Allow me a little bumper sticker theology – “No Jesus No Peace; Know Jesus Know Peace.” Meaning if we desire to know peace it only comes through knowing Christ. The world desires to know peace without Christ. No Jesus No Peace. Think back to Jesus’ words to His disciples in John 16:33 – “In Me you have peace. In the world you have tribulation.” It is impossible to have lasting peace apart from Jesus Christ. Consider the words of the Apostle Paul in Romans 5:1 – “Therefore, having been justified by faith, we have peace with God through our Lord Jesus Christ.”

TAKE COURAGE

My heart breaks today for all of those who have been affected by the senseless murders that took place yesterday.
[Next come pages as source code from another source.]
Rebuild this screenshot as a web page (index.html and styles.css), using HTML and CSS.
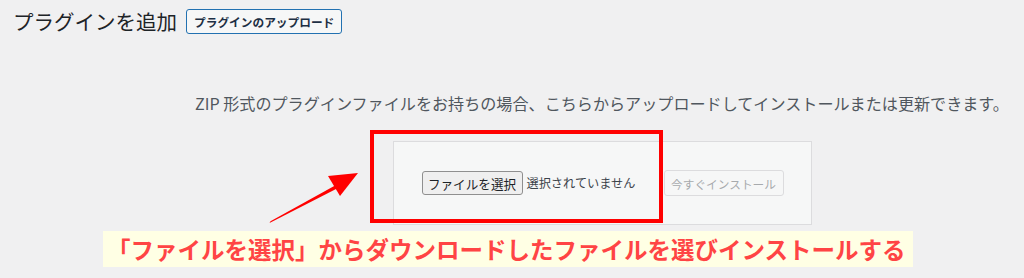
FILE: index.html
```html
<!DOCTYPE html>
<html lang="ja">
<head>
<meta charset="utf-8">
<title>プラグインを追加</title>
<link rel="stylesheet" href="styles.css">
</head>
<body>
<div class="page">
  <div class="header">
    <h1 class="title">プラグインを追加</h1>
    <a class="upload-btn">プラグインのアップロード</a>
  </div>
  <div class="content">
    <p class="install-help">ZIP 形式のプラグインファイルをお持ちの場合、こちらからアップロードしてインストールまたは更新できます。</p>
    <div class="upload-form">
      <div class="file-field">
        <span class="file-btn">ファイルを選択</span>
        <span class="file-name">選択されていません</span>
      </div>
      <span class="install-btn">今すぐインストール</span>
      <div class="highlight"></div>
    </div>
  </div>
  <div class="banner">「ファイルを選択」からダウンロードしたファイルを選びインストールする</div>
  <svg class="arrow" width="100" height="62" viewBox="0 0 100 62">
    <polygon points="4.5,58 5.5,56.2 71,20 73,23" fill="#ff0000"/>
    <polygon points="93,8 63,11 75,31" fill="#ff0000"/>
  </svg>
</div>
</body>
</html>
```
FILE: styles.css
```css
html, body {
  margin: 0;
  padding: 0;
  background: #f0f0f1;
}
body {
  font-family: "Noto Sans CJK JP", "Noto Sans", sans-serif;
  color: #1d2327;
}
.page {
  position: relative;
  width: 1024px;
  height: 278px;
  overflow: hidden;
}
.header {
  display: flex;
  align-items: center;
  gap: 9px;
  padding: 9px 0 0 13px;
  height: 25px;
}
.title {
  margin: 0;
  font-size: 20.5px;
  font-weight: 400;
  line-height: 25px;
  color: #1d2327;
}
.upload-btn {
  display: flex;
  align-items: center;
  box-sizing: border-box;
  height: 25px;
  padding: 0 7px;
  border: 1px solid #2271b1;
  border-radius: 3px;
  background: #f6f7f7;
  color: #1d2f44;
  font-size: 11.7px;
  font-weight: 700;
}
.content {
  margin-left: 180px;
  display: flex;
  flex-direction: column;
  align-items: center;
}
.install-help {
  margin: 58px 0 0;
  font-size: 16.1px;
  line-height: 22px;
  color: #50575e;
  white-space: nowrap;
}
.upload-form {
  position: relative;
  margin-top: 27px;
  box-sizing: border-box;
  width: 419px;
  height: 84px;
  padding: 0 27px 0 28px;
  border: 1px solid #dcdcde;
  background: #f6f7f7;
  display: flex;
  align-items: center;
  justify-content: space-between;
}
.file-field {
  display: flex;
  align-items: center;
  gap: 4px;
}
.file-btn {
  box-sizing: border-box;
  height: 24px;
  width: 101px;
  display: flex;
  align-items: center;
  justify-content: center;
  border: 1px solid #8f8f8f;
  border-radius: 3px;
  background: #efefef;
  color: #1d2327;
  font-size: 12.6px;
}
.file-name {
  font-size: 12.2px;
  color: #3c434a;
}
.install-btn {
  box-sizing: border-box;
  height: 26px;
  width: 120px;
  display: flex;
  align-items: center;
  justify-content: center;
  border: 1px solid #dcdcde;
  border-radius: 3px;
  background: #f6f7f7;
  color: #a7aaad;
  font-size: 11.7px;
}
.highlight {
  position: absolute;
  left: -24px;
  top: -12px;
  width: 293px;
  height: 93px;
  box-sizing: border-box;
  border: 4px solid #ff0000;
}
.banner {
  margin: 6px 0 0 103px;
  width: 810px;
  box-sizing: border-box;
  height: 36px;
  padding: 0 4px;
  background: #ffffe4;
  color: #ff4444;
  font-size: 23.5px;
  font-weight: 700;
  line-height: 36px;
  white-space: nowrap;
}
.arrow {
  position: absolute;
  left: 265px;
  top: 165px;
}
```
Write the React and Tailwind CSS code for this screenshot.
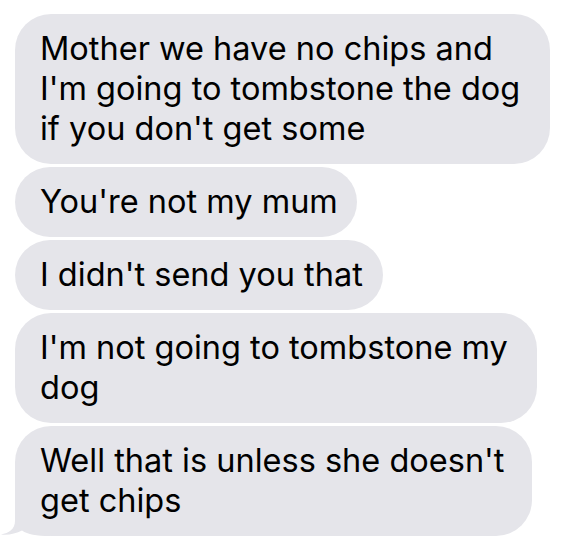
import React from "react";

const messages = [
  { lines: ["Mother we have no chips and", "I'm going to tombstone the dog", "if you don't get some"], w: "w-[535px]" },
  { lines: ["You're not my mum"], w: "w-[342px]" },
  { lines: ["I didn't send you that"], w: "w-[368px]" },
  { lines: ["I'm not going to tombstone my", "dog"], w: "w-[522px]" },
  { lines: ["Well that is unless she doesn't", "get chips"], w: "w-[517px]", tail: true },
];

function Tail() {
  return (
    <svg
      className="absolute left-[-15px] bottom-0"
      width="50"
      height="37"
      viewBox="0 0 50 37"
    >
      <path
        d="M15 0 L15 22 C15 30 9 34 1 35.5 C8 36.5 16 34.5 22 31.5 C28 35.5 36 37 50 37 L50 0 Z"
        fill="#e5e5ea"
      />
    </svg>
  );
}

export default function App() {
  return (
    <div
      className="w-[584px] h-[541px] bg-white overflow-hidden pl-[15px] pt-[14px] flex flex-col gap-[3px]"
      style={{ fontFamily: "Inter, 'Liberation Sans', sans-serif" }}
    >
      {messages.map((m, i) => (
        <div
          key={i}
          className={`relative ${m.w} bg-[#e5e5ea] rounded-[36px] px-[25px] py-[15px] text-[32.5px] leading-[40px] text-black`}
        >
          {m.tail && <Tail />}
          <div className="relative">
            {m.lines.map((l, j) => (
              <div key={j} className="whitespace-nowrap">
                {l}
              </div>
            ))}
          </div>
        </div>
      ))}
    </div>
  );
}
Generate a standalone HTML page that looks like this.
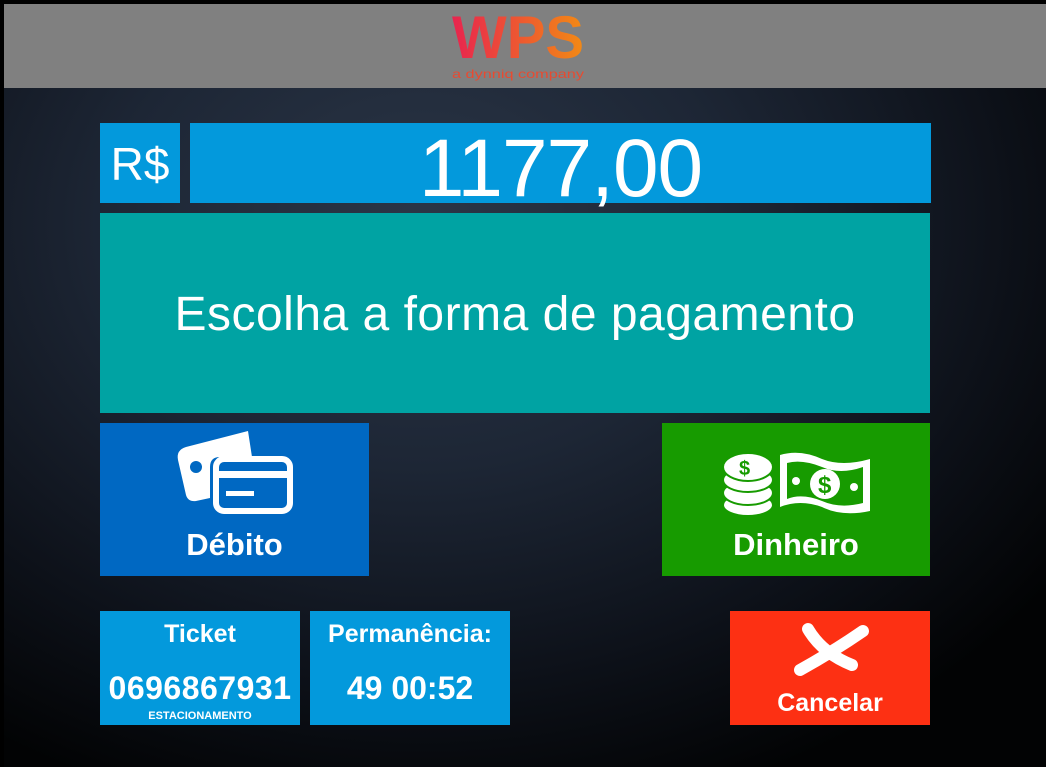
<!DOCTYPE html>
<html><head><meta charset="utf-8"><style>
*{margin:0;padding:0;box-sizing:border-box}
body{width:1046px;height:767px;overflow:hidden;background:#000;font-family:"Liberation Sans",Arial,sans-serif;position:relative;color:#fff}
.bg{position:absolute;left:4px;top:88px;width:1042px;height:679px;background:radial-gradient(ellipse 75% 90% at 40% 20%,#2b3647 0%,#1d2635 40%,#0d1119 75%,#020304 100%)}
.hdr{position:absolute;left:4px;top:4px;width:1042px;height:84px;background:#808080}
.b{position:absolute;text-align:center}
.t{position:absolute;left:0;right:0;text-align:center;white-space:nowrap}
</style></head><body>
<div class="bg"></div>
<div class="hdr"></div>
<svg style="position:absolute;left:450px;top:6px" width="140" height="78" viewBox="0 0 140 78">
<defs><linearGradient id="g" x1="0" x2="1"><stop offset="0" stop-color="#e8244f"/><stop offset="1" stop-color="#f28a14"/></linearGradient></defs>
<text x="2" y="52" font-family="Liberation Sans" font-weight="bold" font-size="60" fill="url(#g)" textLength="132" lengthAdjust="spacingAndGlyphs">WPS</text>
<text x="2" y="72" font-family="Liberation Sans" font-size="12" fill="#e84a30" textLength="132" lengthAdjust="spacingAndGlyphs">a dynniq company</text>
</svg>
<div class="b" style="left:100px;top:123px;width:80px;height:80px;background:#0399dc"><div class="t" style="top:14px;font-size:46px">R$</div></div>
<div class="b" style="left:190px;top:123px;width:741px;height:80px;background:#0399dc"><div class="t" style="top:-1px;font-size:82px;letter-spacing:-1px">1177,00</div></div>
<div class="b" style="left:100px;top:213px;width:830px;height:200px;background:#00a3a3"><div class="t" style="top:74px;font-size:48px;letter-spacing:0.5px">Escolha a forma de pagamento</div></div>
<div class="b" style="left:100px;top:423px;width:269px;height:153px;background:#0068c2">
<svg style="position:absolute;left:74px;top:6px" width="122" height="86" viewBox="0 0 122 86">
<path d="M74 2 L12 18 Q2 21 4 31 L12 66 Q14 73 22 72 L36 69 L36 38 Q36 28 46 28 L78 28 Z" fill="#fff"/>
<circle cx="22" cy="38" r="6" fill="#0068c2"/>
<rect x="42" y="30" width="74" height="52" rx="8" fill="none" stroke="#fff" stroke-width="6"/>
<rect x="44" y="42" width="70" height="7" fill="#fff"/>
<rect x="52" y="62" width="28" height="5" fill="#fff"/>
</svg>
<div class="t" style="top:104px;font-weight:bold;font-size:31px">Débito</div></div>
<div class="b" style="left:662px;top:423px;width:268px;height:153px;background:#179b00">
<svg style="position:absolute;left:60px;top:28px" width="150" height="66" viewBox="0 0 150 66">
<g fill="#fff" stroke="#179b00" stroke-width="2"><ellipse cx="26" cy="54" rx="25" ry="11"/><ellipse cx="26" cy="42" rx="25" ry="12"/><ellipse cx="26" cy="29" rx="25" ry="12"/><ellipse cx="26" cy="16" rx="25" ry="14"/></g>
<text x="17" y="24" font-size="20" font-weight="bold" fill="#179b00" font-family="Liberation Sans">$</text>
<path d="M58 4 Q78 -2 100 8 Q120 16 148 8 L148 60 Q120 66 100 56 Q78 48 58 56 Z" fill="#fff"/>
<path d="M65 12 Q80 8 100 16 Q118 24 141 16 L141 52 Q118 58 100 50 Q80 42 65 48 Z" fill="#179b00"/>
<circle cx="103" cy="33" r="15" fill="#fff"/><text x="96" y="42" font-size="24" font-weight="bold" fill="#179b00" font-family="Liberation Sans">$</text>
<circle cx="74" cy="30" r="4" fill="#fff"/><circle cx="132" cy="36" r="4" fill="#fff"/>
</svg>
<div class="t" style="top:104px;font-weight:bold;font-size:31px">Dinheiro</div></div>
<div class="b" style="left:100px;top:611px;width:200px;height:114px;background:#0399dc;font-weight:bold">
<div class="t" style="top:9px;font-size:25px">Ticket</div>
<div class="t" style="top:59px;font-size:32px;letter-spacing:0.5px">0696867931</div>
<div class="t" style="top:99px;font-size:11px">ESTACIONAMENTO</div></div>
<div class="b" style="left:310px;top:611px;width:200px;height:114px;background:#0399dc;font-weight:bold">
<div class="t" style="top:9px;font-size:25px">Permanência:</div>
<div class="t" style="top:59px;font-size:32px">49 00:52</div></div>
<div class="b" style="left:730px;top:611px;width:200px;height:114px;background:#fd3013">
<svg style="position:absolute;left:60px;top:8px" width="80" height="60" viewBox="0 0 80 60"><path d="M18 10 Q32 34 62 46 M73 12 Q44 32 10 51" stroke="#fff" stroke-width="12" stroke-linecap="round" fill="none"/></svg>
<div class="t" style="top:78px;font-weight:bold;font-size:25px">Cancelar</div></div>
</body></html>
My heart breaks for the families that have their loved ones torn from their present lives. My heart breaks for a fellow pastor who wasn’t even there when his daughter’s life was taken. My heart breaks because I know, sadly, this will not be the last mass shooting we have to deal with. In his book The Problem of Pain, C.S. Lewis wrote

“God whispers to us in our pleasures, speaks in our conscience, but shouts in our pain; it is His megaphone to rouse a deaf world.”

C.S. Lewis

Christ is shouting to a world that desperately needs Him – “In Me you may have peace. In the world you have tribulation, but take courage; I have overcome the world.” My prayer is that you are “In Christ” my friends and you know the peace that only He provides.